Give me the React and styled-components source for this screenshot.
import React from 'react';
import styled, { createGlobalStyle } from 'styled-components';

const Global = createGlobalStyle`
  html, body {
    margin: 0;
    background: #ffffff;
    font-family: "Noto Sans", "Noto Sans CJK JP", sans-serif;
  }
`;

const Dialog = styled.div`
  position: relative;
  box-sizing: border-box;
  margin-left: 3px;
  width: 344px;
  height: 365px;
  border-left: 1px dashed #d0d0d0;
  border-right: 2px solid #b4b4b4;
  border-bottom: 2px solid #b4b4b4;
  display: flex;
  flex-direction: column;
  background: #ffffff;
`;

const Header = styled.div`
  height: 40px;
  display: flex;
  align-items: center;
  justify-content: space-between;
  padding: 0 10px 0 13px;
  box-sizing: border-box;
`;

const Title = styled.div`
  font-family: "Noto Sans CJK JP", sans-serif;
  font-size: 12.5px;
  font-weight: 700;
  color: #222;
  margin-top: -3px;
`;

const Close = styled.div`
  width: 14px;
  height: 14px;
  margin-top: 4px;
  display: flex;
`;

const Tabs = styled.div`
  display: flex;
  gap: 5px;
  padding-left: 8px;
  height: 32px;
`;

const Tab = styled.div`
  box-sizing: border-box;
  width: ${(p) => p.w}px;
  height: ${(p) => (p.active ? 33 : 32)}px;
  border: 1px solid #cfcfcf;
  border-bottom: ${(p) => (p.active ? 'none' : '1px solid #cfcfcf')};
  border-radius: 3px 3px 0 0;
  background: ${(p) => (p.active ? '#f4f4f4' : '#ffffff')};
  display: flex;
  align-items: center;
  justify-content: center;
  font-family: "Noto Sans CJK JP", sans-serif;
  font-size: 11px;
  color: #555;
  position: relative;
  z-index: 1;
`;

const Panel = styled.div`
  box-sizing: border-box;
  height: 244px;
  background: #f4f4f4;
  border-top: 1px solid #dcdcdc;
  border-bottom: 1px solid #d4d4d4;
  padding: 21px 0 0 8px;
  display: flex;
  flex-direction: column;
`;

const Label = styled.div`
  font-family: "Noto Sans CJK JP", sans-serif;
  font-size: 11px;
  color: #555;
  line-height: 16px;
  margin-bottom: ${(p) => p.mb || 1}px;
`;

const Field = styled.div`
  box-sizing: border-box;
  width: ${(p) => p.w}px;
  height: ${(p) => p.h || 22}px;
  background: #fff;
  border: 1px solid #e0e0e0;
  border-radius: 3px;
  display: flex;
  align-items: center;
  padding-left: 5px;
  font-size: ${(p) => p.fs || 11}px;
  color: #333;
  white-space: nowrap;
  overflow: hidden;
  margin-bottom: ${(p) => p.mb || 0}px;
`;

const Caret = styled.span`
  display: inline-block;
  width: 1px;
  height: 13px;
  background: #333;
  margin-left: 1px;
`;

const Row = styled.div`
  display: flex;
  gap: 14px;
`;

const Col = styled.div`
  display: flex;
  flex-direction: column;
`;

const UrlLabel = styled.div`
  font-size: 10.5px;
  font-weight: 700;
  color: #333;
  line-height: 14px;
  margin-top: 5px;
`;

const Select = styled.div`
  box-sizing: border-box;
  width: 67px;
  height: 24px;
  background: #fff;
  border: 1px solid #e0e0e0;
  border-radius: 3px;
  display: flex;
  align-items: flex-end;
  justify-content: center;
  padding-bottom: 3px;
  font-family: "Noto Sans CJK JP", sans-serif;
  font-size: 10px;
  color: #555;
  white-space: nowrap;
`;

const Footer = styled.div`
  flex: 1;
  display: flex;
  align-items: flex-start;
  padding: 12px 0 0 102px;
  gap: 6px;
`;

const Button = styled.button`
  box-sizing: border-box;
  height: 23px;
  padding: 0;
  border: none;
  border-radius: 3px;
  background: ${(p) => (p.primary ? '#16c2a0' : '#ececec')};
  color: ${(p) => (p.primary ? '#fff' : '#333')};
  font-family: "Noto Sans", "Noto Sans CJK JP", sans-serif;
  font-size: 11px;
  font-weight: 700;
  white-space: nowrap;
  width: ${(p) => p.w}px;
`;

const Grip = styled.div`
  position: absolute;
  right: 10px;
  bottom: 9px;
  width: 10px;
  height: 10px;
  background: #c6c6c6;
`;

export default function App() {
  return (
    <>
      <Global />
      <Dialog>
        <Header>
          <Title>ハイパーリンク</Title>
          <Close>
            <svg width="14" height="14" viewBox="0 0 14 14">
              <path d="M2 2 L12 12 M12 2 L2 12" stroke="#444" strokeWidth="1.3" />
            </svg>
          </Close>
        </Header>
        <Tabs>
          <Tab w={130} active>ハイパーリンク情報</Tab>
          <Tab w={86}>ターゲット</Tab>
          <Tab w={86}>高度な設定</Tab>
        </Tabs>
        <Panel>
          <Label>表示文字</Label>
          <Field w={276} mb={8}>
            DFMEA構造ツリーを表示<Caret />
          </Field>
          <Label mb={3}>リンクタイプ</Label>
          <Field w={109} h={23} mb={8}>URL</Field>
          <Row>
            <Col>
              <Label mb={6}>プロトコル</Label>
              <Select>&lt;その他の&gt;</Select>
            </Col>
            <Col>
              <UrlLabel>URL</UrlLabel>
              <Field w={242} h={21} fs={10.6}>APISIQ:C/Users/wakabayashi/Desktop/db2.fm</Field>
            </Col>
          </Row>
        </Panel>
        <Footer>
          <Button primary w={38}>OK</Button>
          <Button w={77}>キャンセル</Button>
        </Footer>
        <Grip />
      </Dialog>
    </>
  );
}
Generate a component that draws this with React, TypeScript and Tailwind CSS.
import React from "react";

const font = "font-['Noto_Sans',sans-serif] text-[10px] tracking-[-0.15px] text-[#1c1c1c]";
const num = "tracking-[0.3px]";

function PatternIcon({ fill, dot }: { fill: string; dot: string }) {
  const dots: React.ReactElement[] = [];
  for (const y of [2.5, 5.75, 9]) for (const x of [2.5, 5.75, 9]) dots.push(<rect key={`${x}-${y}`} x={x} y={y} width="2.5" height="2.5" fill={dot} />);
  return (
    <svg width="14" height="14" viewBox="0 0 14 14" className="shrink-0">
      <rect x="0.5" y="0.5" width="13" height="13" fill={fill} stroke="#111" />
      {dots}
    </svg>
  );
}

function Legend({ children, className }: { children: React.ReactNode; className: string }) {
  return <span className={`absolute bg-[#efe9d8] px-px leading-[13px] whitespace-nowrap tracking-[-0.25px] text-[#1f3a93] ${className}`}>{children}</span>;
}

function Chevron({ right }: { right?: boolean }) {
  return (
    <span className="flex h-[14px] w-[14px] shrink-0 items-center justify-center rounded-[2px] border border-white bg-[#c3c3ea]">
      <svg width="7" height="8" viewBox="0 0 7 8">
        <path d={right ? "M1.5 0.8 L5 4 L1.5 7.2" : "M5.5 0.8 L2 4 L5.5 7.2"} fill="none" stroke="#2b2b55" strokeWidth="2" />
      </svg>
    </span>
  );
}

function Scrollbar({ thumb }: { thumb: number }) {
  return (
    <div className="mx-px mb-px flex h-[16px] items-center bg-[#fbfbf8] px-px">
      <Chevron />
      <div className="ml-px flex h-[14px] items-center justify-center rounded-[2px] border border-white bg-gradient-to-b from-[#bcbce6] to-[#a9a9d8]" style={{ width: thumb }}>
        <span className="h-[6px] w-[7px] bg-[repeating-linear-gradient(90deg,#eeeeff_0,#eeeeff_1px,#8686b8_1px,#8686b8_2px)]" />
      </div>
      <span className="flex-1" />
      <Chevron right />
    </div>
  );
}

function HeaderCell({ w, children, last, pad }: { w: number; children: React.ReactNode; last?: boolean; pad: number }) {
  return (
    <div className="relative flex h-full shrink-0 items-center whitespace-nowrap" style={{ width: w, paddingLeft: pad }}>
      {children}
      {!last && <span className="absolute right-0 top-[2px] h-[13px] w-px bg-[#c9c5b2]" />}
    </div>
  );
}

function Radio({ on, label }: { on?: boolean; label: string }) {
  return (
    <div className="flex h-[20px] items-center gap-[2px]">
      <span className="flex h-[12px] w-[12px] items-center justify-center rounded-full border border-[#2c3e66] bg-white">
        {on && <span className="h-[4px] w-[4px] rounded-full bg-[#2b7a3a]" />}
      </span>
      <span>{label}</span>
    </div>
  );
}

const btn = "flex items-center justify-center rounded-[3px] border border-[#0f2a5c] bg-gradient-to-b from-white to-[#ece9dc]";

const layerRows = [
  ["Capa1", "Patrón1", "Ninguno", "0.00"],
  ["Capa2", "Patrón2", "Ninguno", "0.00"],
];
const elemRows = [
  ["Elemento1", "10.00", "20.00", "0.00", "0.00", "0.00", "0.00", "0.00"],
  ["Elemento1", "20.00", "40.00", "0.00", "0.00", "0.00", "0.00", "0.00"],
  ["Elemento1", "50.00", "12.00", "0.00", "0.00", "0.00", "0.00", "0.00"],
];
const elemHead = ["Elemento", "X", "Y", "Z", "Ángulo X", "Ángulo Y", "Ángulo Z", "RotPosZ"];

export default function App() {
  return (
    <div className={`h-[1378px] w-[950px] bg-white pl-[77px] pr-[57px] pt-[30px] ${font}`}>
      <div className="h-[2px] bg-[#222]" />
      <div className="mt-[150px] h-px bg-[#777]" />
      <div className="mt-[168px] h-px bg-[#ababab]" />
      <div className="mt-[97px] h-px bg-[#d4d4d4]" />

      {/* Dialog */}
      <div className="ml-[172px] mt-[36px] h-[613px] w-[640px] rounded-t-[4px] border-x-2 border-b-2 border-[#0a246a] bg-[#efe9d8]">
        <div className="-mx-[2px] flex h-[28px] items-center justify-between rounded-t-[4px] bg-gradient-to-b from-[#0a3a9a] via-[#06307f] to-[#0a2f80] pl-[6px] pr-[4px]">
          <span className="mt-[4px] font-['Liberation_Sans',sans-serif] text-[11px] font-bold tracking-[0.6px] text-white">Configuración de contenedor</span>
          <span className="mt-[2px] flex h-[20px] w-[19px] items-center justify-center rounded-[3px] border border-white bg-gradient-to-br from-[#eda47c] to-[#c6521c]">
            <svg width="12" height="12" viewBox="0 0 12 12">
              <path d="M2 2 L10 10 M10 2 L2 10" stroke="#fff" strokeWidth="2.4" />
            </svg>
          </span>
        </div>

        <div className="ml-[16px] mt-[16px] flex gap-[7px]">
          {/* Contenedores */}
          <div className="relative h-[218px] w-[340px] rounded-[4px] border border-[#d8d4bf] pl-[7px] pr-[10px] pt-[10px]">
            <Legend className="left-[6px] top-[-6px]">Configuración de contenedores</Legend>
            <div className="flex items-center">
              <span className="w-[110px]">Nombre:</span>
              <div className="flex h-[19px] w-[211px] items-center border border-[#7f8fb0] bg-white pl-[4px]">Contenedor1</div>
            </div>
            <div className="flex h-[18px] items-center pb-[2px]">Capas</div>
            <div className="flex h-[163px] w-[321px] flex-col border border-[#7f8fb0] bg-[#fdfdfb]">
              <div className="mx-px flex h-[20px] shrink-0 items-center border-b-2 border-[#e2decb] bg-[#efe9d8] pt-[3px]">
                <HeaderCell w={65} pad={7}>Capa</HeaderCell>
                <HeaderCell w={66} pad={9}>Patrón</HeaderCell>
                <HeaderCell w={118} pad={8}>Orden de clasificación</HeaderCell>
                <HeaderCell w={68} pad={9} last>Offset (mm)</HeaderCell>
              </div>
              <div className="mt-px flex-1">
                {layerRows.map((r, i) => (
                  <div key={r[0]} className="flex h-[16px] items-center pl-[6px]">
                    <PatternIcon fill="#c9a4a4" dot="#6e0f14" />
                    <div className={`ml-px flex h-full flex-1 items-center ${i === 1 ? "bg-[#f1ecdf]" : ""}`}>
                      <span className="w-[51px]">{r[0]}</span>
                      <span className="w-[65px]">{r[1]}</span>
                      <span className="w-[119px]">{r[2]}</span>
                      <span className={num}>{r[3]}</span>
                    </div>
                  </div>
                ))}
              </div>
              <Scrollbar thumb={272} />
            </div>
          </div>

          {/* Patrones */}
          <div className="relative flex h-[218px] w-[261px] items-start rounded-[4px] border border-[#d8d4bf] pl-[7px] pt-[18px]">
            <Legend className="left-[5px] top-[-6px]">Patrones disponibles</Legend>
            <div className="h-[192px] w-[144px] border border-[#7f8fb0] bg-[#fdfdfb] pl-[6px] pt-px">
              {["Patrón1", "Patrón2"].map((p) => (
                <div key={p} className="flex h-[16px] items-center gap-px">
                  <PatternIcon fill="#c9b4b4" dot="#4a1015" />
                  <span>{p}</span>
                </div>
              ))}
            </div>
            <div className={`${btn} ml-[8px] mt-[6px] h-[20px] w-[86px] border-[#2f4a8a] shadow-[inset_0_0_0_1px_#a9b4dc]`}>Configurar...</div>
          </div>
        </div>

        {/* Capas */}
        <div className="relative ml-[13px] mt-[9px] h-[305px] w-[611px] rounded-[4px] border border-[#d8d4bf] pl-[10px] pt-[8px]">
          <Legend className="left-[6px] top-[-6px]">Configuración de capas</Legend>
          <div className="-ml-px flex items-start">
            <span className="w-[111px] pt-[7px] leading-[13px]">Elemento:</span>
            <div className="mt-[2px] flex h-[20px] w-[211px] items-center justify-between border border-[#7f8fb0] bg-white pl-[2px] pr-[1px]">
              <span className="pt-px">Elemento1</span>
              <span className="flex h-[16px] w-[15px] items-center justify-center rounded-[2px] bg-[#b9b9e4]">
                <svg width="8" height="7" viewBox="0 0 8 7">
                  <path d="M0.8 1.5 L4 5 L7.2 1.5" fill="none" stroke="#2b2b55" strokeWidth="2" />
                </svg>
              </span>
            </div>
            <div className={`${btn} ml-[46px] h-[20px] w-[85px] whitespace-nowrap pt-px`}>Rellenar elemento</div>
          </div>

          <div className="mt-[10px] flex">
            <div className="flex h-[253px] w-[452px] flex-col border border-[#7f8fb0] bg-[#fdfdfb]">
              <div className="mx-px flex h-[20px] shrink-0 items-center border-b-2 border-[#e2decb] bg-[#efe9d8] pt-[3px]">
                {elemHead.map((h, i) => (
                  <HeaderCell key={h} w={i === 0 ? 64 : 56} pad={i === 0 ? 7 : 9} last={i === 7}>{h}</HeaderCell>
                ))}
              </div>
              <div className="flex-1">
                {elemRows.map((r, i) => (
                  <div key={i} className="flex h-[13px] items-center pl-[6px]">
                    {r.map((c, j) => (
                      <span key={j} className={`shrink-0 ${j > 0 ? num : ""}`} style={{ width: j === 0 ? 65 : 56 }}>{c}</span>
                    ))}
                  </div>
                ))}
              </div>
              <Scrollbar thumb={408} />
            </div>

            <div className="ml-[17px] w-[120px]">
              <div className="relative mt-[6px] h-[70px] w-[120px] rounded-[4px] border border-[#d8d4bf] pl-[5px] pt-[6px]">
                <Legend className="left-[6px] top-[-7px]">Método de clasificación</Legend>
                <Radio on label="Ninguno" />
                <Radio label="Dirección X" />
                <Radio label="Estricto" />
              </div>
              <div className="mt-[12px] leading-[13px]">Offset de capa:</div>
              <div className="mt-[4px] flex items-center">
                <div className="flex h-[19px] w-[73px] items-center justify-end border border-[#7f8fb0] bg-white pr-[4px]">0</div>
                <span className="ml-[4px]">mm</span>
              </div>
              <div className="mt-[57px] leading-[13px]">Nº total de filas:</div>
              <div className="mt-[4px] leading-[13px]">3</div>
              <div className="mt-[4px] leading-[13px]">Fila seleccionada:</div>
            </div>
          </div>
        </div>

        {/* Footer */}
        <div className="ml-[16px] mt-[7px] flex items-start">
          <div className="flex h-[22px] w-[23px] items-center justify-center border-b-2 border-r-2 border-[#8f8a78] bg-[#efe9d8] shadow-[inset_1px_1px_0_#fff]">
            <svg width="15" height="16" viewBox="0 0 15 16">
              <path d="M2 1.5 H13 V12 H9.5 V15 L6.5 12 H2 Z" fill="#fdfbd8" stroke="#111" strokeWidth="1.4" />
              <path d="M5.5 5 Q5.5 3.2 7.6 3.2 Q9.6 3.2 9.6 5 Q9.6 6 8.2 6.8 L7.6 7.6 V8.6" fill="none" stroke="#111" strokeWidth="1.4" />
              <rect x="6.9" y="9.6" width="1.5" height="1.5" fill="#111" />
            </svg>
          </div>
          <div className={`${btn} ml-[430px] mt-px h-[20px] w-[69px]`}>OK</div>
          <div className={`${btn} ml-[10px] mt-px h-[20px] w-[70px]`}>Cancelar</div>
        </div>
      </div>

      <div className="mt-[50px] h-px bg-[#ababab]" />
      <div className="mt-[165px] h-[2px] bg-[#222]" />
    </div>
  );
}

=======

:: What the task requires ::
Search the listing for the word "components" and return each line that holds it.

:: Answer in full ::
Give me the React and styled-components source for this screenshot.
import styled, { createGlobalStyle } from 'styled-components';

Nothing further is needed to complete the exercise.